Recorded information -
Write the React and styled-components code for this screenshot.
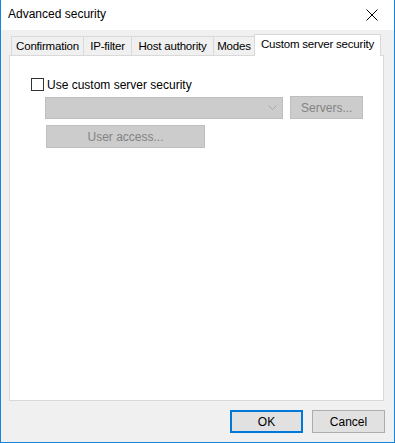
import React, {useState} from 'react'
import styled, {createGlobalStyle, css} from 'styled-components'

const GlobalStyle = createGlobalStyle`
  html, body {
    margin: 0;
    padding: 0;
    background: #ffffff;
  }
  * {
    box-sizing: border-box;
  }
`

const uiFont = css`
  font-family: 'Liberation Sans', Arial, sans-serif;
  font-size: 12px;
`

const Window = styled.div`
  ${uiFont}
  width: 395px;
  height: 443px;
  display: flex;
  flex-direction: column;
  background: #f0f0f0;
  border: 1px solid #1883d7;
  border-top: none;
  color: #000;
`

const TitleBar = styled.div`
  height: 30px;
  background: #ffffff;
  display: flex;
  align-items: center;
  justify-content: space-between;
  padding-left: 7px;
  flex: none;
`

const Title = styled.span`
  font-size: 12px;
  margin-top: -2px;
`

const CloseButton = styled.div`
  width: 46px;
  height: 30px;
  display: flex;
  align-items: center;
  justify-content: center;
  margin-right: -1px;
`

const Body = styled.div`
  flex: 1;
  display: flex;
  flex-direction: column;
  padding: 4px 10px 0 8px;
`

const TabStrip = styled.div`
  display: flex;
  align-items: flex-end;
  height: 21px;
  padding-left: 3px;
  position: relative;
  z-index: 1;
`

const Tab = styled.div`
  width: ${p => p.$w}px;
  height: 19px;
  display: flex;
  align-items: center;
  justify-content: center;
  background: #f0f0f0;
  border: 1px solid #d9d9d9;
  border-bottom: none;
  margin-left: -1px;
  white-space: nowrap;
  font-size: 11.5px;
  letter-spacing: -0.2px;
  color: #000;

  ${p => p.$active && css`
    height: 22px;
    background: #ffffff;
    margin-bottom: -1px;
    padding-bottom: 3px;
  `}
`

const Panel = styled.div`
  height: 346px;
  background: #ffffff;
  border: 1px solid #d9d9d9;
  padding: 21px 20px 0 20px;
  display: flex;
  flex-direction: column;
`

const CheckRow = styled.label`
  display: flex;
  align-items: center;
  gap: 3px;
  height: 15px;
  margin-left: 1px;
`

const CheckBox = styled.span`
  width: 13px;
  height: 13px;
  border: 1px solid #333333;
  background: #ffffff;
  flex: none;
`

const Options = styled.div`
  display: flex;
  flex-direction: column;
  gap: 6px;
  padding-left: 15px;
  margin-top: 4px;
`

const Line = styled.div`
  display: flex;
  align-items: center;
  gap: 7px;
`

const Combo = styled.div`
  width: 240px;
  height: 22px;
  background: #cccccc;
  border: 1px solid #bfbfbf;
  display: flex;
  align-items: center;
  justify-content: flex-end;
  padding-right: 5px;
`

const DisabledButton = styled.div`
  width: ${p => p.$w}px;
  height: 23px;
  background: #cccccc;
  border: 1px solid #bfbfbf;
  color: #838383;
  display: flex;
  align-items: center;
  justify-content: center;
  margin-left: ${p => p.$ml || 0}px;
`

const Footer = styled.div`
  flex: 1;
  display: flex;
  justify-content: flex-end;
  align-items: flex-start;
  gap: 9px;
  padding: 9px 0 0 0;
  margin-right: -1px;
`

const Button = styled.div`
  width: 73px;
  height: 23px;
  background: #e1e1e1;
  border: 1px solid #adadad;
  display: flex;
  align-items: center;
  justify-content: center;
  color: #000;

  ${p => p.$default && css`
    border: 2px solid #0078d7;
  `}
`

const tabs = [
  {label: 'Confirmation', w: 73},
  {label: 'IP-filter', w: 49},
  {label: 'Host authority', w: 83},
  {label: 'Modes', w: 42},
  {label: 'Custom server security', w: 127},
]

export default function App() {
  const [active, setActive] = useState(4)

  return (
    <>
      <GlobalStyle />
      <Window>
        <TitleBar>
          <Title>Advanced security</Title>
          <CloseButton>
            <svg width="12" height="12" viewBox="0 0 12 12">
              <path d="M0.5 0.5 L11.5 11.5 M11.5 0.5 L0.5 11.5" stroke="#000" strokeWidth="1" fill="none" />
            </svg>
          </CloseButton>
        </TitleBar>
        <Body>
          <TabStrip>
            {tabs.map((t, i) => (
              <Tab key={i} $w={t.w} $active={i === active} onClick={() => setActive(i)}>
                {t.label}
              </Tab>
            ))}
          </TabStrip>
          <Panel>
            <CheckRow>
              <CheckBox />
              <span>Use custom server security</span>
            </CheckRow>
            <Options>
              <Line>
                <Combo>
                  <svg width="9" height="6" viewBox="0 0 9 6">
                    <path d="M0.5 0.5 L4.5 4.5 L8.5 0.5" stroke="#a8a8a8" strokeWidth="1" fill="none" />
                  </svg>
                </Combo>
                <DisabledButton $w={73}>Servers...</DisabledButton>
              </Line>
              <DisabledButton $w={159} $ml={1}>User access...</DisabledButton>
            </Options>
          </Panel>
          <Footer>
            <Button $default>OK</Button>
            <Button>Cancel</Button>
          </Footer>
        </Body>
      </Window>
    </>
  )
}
==
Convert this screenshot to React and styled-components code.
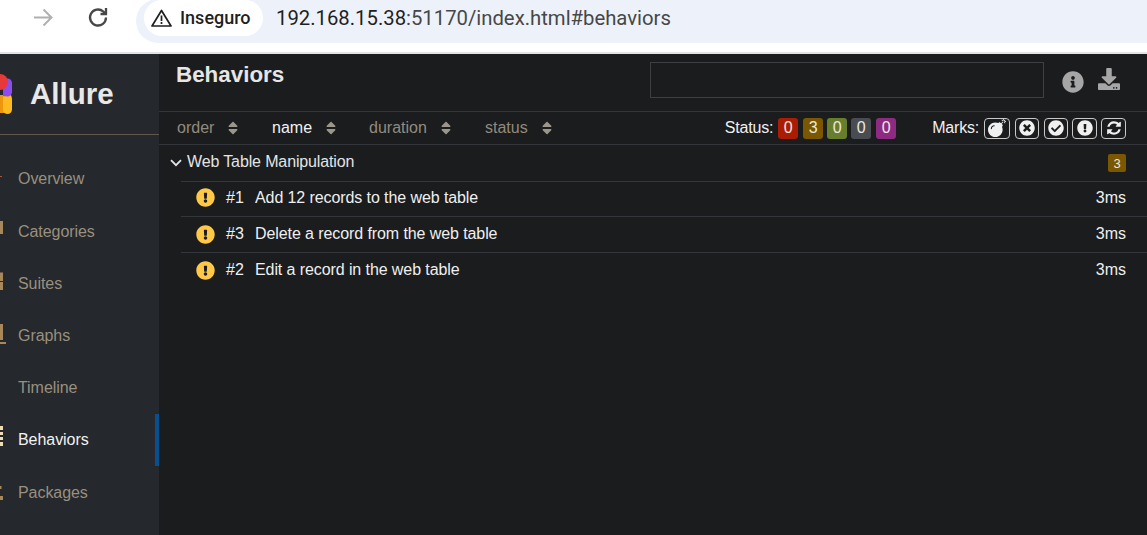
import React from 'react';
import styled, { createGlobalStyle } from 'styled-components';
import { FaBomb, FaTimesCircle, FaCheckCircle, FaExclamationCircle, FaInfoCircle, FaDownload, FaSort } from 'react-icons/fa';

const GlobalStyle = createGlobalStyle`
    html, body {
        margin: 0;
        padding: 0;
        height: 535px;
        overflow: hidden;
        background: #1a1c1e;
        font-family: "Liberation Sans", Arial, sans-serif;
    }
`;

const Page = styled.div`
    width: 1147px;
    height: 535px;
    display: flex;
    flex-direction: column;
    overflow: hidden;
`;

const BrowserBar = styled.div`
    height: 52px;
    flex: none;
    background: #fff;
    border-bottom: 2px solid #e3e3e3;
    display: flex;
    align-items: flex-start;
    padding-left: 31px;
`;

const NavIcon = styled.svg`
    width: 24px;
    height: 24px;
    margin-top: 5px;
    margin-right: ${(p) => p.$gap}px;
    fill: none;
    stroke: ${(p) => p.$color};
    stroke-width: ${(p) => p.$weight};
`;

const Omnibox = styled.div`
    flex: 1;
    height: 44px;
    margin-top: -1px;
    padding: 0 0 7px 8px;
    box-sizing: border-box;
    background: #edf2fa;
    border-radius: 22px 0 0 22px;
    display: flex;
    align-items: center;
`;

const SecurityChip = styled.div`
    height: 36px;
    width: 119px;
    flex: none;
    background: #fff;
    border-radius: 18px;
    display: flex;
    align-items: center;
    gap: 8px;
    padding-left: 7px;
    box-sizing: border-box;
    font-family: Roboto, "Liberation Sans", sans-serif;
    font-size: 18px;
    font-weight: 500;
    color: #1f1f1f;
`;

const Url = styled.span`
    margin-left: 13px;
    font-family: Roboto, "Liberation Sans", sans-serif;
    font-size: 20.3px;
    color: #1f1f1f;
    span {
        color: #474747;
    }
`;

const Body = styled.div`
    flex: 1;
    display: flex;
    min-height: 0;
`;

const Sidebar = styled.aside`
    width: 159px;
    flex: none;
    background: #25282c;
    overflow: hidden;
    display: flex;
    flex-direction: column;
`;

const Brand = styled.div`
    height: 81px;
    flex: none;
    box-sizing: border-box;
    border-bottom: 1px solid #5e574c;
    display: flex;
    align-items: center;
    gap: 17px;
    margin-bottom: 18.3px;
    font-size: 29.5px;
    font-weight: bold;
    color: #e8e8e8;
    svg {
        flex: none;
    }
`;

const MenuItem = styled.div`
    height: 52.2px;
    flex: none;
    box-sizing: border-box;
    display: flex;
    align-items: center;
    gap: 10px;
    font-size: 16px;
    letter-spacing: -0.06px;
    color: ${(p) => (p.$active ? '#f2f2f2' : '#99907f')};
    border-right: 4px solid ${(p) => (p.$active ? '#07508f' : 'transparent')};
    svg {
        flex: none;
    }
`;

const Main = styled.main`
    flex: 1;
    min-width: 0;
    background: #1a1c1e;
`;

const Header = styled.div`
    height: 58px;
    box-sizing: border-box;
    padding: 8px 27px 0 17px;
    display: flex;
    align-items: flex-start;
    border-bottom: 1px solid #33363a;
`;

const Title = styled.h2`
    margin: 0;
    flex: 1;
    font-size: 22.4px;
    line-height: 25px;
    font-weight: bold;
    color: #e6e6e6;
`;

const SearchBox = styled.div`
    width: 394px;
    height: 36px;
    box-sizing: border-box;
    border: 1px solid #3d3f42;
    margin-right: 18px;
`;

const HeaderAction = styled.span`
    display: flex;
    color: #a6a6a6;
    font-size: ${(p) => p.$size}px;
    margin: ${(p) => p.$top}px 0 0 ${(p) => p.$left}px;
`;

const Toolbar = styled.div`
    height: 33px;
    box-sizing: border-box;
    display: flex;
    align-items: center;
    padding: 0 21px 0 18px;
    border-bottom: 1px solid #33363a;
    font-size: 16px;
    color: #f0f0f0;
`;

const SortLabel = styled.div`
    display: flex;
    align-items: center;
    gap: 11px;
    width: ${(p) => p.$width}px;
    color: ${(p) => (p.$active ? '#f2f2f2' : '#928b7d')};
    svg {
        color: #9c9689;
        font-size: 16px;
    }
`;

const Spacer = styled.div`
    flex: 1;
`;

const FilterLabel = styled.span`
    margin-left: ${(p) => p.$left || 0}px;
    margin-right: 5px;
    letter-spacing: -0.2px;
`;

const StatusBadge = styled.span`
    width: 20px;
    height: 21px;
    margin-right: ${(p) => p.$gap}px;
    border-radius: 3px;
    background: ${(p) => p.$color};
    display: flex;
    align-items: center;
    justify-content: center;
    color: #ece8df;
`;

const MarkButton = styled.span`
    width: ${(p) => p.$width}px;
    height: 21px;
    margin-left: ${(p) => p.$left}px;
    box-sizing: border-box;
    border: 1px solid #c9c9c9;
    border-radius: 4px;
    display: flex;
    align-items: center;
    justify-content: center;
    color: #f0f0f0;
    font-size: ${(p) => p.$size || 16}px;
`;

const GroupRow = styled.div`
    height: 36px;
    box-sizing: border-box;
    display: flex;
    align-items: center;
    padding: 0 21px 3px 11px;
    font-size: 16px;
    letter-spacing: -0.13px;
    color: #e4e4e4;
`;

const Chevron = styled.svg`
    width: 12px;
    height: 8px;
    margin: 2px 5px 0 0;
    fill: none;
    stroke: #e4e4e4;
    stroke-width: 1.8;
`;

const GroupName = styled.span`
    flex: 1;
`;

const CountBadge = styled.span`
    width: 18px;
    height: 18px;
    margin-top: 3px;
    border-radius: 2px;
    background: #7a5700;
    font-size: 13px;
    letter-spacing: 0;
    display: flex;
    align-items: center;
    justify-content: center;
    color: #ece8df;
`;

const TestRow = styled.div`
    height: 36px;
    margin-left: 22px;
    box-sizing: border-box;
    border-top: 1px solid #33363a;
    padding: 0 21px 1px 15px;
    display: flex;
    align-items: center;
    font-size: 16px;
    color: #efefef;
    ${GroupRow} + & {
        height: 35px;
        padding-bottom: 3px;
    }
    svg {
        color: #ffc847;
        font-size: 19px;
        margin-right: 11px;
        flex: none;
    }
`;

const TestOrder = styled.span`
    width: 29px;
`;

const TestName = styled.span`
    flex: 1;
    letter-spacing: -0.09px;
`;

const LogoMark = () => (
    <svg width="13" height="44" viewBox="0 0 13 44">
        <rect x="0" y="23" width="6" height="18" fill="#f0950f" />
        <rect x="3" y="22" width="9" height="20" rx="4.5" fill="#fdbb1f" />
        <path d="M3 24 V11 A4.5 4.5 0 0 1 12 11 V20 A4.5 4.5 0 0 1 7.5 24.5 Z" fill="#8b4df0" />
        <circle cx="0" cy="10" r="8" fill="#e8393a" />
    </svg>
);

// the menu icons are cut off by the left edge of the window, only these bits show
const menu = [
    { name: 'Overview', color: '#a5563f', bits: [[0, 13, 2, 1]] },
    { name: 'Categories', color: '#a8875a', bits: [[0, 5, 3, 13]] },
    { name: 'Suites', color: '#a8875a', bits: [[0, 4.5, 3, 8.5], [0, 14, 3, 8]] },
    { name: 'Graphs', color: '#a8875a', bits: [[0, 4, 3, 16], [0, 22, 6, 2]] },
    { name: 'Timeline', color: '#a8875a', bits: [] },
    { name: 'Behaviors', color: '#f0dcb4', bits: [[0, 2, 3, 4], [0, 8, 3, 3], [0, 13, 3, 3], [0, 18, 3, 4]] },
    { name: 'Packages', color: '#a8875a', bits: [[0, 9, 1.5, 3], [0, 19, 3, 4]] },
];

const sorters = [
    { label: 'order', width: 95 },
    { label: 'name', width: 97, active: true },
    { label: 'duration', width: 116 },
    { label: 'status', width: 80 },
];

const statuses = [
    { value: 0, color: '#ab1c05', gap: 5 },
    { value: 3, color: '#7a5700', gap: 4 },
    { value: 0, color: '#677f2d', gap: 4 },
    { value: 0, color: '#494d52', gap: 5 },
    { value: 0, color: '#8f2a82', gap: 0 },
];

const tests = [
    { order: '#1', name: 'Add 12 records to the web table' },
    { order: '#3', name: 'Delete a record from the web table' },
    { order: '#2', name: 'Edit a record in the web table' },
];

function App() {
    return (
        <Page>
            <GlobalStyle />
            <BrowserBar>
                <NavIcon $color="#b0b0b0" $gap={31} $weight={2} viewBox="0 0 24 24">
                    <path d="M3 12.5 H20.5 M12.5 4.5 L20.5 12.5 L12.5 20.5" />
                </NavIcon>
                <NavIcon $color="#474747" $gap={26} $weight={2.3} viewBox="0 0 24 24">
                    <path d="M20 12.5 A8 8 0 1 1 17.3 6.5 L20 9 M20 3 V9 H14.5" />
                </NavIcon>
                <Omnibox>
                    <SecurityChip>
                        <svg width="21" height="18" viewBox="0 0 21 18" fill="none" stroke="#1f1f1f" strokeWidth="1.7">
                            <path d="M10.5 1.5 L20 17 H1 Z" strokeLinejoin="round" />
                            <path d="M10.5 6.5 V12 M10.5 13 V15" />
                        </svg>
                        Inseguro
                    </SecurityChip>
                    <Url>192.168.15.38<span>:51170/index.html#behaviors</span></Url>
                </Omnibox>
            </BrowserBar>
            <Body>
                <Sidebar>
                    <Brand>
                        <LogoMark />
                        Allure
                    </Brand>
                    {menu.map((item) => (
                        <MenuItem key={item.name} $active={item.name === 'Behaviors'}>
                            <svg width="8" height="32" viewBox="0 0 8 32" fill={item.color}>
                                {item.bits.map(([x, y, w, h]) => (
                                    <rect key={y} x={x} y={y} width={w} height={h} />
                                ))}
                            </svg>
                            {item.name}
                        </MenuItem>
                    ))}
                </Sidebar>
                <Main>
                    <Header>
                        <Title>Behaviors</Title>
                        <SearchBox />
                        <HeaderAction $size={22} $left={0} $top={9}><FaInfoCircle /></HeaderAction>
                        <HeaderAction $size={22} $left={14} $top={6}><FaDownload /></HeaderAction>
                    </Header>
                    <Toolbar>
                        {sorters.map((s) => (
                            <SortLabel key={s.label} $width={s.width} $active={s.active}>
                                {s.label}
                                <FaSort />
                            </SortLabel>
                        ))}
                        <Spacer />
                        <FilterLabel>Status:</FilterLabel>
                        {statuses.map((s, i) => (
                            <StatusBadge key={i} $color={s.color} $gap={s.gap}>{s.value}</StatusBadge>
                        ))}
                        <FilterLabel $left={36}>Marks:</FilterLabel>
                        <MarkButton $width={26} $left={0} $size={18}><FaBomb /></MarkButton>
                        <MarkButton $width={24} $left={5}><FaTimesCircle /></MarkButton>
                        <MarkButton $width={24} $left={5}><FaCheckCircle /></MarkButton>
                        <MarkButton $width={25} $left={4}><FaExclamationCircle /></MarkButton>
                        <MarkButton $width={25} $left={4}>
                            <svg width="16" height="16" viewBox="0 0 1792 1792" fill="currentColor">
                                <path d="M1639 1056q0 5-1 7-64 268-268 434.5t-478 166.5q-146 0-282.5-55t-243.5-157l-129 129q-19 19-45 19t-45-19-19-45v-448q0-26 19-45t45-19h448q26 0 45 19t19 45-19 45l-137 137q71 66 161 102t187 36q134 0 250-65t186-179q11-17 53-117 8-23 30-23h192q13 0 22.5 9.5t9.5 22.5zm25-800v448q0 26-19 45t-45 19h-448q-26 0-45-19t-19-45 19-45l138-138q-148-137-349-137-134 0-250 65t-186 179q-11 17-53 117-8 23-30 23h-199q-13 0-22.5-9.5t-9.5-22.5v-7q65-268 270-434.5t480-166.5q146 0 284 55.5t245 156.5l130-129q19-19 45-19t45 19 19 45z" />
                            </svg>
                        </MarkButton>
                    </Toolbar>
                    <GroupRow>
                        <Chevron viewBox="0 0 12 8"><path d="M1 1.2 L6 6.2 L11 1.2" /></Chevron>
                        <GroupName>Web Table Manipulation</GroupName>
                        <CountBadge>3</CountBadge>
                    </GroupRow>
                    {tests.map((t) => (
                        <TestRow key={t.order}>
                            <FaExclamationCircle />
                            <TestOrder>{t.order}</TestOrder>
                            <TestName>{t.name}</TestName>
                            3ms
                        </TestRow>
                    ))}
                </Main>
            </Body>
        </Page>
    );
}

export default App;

Exercise -
Repeat exactly the part that opens with the line containing "Convert this screenshot" and closes with the line containing "FaInfoCircle, FaDownload, FaSort". Include both end lines, and drop the pictures.

Completed exercise -
Convert this screenshot to React and styled-components code.
import React from 'react';
import styled, { createGlobalStyle } from 'styled-components';
import { FaBomb, FaTimesCircle, FaCheckCircle, FaExclamationCircle, FaInfoCircle, FaDownload, FaSort } from 'react-icons/fa';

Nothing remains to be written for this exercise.